Facing discrimination: Struggles in the United States
For many Hispanics transitioning to the United States, the most trying part of the journey is actually reaching the United States. However, for my grandmother, many of her struggles occurred after she arrived.
Gordon had all of the necessary qualifications for her various jobs: a college degree, a bachelor’s degree in business administration, a degree in accounting, and a master’s degree in business. She worked for the General Accounting Office back in Puerto Rico and eventually in Knoxville. In the United States, she worked with the Department of Energy surrounding nuclear facilities.
Clearly, she was more than qualified for her job, but many failed to overlook the fact that she seemed “different” than others.
“Everybody noticed my accent. That was considered not good because I had an accent, and I was not ‘American’, I was not from the US. I felt discriminated against.
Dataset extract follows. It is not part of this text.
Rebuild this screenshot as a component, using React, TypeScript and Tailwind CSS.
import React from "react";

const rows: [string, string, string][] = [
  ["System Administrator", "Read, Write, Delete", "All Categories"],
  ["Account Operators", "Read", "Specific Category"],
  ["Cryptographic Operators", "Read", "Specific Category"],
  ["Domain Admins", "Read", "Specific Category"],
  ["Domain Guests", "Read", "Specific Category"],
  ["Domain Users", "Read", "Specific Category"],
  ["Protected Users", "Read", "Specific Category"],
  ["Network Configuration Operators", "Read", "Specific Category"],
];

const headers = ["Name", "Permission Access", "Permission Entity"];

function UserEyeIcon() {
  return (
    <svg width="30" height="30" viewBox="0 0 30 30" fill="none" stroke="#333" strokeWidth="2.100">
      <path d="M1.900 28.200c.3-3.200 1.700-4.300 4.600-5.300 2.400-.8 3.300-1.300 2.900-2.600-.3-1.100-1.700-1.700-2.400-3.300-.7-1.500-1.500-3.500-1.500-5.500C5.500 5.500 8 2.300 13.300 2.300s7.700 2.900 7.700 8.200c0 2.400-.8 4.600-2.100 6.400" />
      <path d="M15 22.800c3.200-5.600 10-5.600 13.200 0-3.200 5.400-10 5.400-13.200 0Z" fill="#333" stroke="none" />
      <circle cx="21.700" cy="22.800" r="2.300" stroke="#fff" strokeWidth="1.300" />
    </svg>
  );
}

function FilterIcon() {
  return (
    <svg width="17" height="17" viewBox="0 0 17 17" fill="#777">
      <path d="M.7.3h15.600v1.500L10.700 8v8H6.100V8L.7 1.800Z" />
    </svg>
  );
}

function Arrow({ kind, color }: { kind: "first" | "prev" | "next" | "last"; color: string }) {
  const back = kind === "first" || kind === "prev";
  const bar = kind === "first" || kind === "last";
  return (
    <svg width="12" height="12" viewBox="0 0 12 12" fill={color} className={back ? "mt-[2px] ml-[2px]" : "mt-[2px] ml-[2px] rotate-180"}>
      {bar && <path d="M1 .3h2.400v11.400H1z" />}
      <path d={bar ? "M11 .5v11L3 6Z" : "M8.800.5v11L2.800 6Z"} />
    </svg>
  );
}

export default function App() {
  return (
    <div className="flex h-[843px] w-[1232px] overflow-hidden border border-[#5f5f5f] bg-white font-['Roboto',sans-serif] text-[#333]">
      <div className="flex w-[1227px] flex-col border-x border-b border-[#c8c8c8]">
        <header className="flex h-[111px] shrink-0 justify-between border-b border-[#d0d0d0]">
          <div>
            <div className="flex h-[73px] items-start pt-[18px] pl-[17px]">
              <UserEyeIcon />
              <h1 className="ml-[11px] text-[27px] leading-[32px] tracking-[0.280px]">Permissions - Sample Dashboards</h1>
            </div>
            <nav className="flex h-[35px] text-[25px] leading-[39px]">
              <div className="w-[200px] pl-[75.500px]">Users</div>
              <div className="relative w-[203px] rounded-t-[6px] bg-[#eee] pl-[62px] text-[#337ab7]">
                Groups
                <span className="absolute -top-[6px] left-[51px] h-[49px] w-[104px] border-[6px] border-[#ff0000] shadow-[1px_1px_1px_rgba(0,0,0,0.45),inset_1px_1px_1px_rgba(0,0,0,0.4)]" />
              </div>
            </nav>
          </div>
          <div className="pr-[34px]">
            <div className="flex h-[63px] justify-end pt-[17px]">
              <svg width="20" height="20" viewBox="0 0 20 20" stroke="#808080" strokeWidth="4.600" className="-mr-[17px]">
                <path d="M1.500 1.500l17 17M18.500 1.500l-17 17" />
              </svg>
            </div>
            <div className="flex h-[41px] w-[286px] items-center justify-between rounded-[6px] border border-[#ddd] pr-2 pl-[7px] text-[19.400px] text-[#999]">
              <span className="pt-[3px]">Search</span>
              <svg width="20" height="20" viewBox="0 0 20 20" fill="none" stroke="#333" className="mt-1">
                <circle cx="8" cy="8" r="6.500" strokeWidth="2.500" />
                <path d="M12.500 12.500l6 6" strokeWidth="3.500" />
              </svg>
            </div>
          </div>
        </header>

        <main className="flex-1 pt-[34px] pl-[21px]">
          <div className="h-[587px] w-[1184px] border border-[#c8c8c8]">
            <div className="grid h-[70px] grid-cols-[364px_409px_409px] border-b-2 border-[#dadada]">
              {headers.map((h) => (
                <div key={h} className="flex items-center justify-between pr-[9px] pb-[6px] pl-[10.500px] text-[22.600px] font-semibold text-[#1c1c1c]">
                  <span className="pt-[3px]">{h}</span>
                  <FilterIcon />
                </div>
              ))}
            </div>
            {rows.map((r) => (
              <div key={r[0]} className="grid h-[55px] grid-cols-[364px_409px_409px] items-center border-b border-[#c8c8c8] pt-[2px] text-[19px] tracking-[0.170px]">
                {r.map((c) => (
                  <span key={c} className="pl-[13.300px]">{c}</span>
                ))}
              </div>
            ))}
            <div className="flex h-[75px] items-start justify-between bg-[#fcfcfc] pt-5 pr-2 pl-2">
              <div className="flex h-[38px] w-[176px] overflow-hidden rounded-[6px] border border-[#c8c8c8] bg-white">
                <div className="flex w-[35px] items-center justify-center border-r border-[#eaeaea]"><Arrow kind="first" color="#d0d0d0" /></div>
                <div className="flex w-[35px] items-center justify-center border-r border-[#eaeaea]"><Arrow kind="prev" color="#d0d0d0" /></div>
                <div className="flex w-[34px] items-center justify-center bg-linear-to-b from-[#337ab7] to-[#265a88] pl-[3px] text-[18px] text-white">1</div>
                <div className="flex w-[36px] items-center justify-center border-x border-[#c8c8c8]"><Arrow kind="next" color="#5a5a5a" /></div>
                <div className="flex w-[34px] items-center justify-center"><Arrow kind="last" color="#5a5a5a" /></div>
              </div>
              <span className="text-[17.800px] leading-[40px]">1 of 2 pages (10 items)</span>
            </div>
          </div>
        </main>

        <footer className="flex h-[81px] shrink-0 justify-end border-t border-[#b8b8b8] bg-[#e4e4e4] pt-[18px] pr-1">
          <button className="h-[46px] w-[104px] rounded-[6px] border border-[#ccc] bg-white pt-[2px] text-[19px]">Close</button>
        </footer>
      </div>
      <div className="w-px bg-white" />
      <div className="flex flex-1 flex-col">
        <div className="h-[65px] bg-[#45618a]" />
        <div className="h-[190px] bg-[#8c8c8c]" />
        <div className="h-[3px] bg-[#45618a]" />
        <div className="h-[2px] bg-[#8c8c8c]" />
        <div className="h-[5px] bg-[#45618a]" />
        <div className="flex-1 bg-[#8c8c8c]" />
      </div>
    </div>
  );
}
I was passed over for people for the benefit of local men that were less qualified [even though] I had a master’s degree,” said Gordon.
This idea of “othering”, or the idea that certain people are alien to oneself, stretched far beyond Gordon’s professional life.
“Every time I opened my mouth, people would ask, ‘Where are you from?’, to the point where I was beginning to resent it. They made me feel like I was so different, they made me feel like I did not belong,” said Gordon.
Nevertheless, Gordon fought to overcome the discrimination that overshadowed many aspects of her life in the United States. She was determined to ensure that her children and grandchildren felt as supported as she did during her childhood.
For that reason, when Gordon heard that she would soon be a grandmother, she moved to Raleigh to care for her granddaughter, just as her family had cared for her. She endlessly worked to instill the same values that her family instilled in her: hard work, honesty, loyalty, respect, and self-actualization.
Gordon ends with one final thought: “My number one lesson is… to be true to yourself. I will never, ever, forget where I came from, and how I was able to come from humble origins to a successful life.”